EXERCISE REQUIREMENTS >> Your task is to retype, word for word, the lines from the start of the data through the line holding "import React from". Do not include the pictures.

INFORMATION PROVIDED >>
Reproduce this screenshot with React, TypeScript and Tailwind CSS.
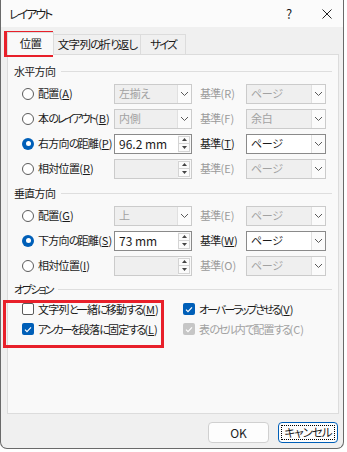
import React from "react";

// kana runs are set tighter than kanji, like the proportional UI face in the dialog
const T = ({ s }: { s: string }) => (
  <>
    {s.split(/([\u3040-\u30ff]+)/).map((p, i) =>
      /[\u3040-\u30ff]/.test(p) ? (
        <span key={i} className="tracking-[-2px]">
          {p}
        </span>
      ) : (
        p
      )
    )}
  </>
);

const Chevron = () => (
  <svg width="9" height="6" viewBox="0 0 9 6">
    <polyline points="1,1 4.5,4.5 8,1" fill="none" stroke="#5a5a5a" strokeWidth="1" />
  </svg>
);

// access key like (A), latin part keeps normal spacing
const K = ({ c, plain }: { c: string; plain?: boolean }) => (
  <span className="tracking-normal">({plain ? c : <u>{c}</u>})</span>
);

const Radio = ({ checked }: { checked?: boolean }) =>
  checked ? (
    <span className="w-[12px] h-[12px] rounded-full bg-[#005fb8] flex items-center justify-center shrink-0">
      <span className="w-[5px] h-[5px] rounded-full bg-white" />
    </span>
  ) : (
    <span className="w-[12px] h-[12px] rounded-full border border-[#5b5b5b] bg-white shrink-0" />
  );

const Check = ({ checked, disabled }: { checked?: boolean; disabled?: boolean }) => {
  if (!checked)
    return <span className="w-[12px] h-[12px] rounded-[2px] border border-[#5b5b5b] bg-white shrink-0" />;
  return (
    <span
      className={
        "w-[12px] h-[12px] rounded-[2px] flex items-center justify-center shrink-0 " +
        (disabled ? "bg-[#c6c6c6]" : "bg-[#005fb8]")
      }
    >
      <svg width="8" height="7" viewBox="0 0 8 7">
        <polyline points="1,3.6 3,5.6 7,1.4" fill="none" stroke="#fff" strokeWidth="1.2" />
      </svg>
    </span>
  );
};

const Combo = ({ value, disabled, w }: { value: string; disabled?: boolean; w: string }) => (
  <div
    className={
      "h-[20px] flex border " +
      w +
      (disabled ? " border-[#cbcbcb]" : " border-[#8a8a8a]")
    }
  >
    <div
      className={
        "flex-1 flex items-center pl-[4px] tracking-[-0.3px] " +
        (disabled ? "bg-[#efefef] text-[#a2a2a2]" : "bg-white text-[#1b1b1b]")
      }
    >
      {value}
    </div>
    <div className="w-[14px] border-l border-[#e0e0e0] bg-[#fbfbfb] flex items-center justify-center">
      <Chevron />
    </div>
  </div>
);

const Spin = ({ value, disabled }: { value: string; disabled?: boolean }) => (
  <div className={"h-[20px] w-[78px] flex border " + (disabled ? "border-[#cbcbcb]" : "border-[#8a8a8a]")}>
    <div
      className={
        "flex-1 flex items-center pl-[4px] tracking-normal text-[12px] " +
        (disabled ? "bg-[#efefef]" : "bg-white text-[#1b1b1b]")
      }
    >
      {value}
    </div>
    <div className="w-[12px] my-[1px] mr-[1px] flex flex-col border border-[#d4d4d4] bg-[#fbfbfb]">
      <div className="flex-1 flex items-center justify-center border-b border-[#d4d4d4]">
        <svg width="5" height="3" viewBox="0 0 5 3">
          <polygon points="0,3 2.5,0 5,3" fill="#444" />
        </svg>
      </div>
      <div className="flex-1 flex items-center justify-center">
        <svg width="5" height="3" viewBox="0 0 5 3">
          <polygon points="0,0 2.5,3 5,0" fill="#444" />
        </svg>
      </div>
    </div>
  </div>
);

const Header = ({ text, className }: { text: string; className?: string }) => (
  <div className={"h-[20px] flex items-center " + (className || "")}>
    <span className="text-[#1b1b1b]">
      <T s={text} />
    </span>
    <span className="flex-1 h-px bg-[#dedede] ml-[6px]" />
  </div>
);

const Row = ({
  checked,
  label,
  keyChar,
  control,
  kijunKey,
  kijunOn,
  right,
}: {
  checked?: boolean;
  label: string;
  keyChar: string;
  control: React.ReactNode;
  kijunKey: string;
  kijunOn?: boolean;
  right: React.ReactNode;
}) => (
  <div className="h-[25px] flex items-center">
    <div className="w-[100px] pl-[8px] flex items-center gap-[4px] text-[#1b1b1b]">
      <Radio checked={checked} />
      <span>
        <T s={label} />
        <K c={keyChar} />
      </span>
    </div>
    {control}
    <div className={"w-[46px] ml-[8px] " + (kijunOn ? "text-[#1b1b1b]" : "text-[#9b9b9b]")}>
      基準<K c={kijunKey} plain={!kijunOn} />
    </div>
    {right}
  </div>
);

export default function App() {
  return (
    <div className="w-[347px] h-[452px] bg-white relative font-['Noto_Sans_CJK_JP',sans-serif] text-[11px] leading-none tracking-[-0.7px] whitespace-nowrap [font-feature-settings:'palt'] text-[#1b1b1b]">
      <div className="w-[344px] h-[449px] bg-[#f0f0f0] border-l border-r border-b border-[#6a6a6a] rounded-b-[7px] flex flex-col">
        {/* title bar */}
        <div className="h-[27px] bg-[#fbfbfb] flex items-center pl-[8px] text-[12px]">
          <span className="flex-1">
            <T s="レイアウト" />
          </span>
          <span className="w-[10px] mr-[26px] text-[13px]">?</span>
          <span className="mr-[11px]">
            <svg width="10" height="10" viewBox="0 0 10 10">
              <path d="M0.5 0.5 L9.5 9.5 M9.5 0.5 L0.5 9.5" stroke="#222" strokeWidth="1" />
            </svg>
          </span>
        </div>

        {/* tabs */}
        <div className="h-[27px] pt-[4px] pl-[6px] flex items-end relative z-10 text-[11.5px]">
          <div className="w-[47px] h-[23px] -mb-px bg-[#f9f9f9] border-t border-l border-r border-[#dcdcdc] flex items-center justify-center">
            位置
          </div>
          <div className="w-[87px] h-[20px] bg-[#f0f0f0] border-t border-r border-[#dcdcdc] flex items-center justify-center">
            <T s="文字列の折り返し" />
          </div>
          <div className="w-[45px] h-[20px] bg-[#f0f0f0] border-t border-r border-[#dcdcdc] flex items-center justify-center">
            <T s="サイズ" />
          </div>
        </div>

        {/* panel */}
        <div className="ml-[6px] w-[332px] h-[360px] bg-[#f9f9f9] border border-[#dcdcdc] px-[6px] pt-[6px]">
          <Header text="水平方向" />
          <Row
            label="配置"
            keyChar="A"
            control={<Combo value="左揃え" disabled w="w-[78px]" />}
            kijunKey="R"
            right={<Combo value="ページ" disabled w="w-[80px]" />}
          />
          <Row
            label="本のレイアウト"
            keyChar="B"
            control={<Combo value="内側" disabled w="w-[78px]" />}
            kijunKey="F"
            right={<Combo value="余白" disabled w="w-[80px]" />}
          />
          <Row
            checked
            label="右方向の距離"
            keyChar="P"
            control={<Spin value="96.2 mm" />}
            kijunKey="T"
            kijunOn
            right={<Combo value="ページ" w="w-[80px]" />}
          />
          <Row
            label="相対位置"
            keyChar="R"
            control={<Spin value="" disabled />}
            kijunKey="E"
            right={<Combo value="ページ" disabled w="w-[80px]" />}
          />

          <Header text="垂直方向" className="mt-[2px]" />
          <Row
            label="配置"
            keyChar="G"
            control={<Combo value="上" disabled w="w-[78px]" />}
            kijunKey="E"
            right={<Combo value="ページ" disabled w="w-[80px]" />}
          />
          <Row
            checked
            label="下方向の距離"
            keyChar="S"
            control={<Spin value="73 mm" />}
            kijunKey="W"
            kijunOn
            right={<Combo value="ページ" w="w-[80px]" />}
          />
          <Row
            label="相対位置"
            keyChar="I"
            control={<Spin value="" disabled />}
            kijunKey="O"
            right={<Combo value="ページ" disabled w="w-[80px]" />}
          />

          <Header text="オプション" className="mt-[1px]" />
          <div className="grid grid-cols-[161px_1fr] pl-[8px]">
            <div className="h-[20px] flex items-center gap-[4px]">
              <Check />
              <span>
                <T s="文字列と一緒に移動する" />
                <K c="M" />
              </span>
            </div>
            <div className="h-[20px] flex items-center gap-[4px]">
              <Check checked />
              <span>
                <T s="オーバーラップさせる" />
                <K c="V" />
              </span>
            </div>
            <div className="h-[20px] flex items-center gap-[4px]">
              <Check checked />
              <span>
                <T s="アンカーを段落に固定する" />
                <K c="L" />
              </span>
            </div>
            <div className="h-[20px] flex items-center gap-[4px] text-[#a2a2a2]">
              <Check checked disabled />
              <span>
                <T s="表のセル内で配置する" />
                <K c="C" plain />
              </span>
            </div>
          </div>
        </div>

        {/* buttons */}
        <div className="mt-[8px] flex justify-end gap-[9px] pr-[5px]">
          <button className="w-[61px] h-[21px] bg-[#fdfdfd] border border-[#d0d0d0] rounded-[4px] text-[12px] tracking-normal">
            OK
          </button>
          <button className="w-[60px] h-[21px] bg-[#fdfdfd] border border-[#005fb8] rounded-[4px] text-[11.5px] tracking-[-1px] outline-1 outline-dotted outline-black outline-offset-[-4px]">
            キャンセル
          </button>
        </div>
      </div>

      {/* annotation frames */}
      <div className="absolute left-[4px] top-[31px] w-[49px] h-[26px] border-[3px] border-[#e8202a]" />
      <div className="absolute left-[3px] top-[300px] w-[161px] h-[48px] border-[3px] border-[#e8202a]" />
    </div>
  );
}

COMPLETE OUTPUT >>
Reproduce this screenshot with React, TypeScript and Tailwind CSS.
import React from "react";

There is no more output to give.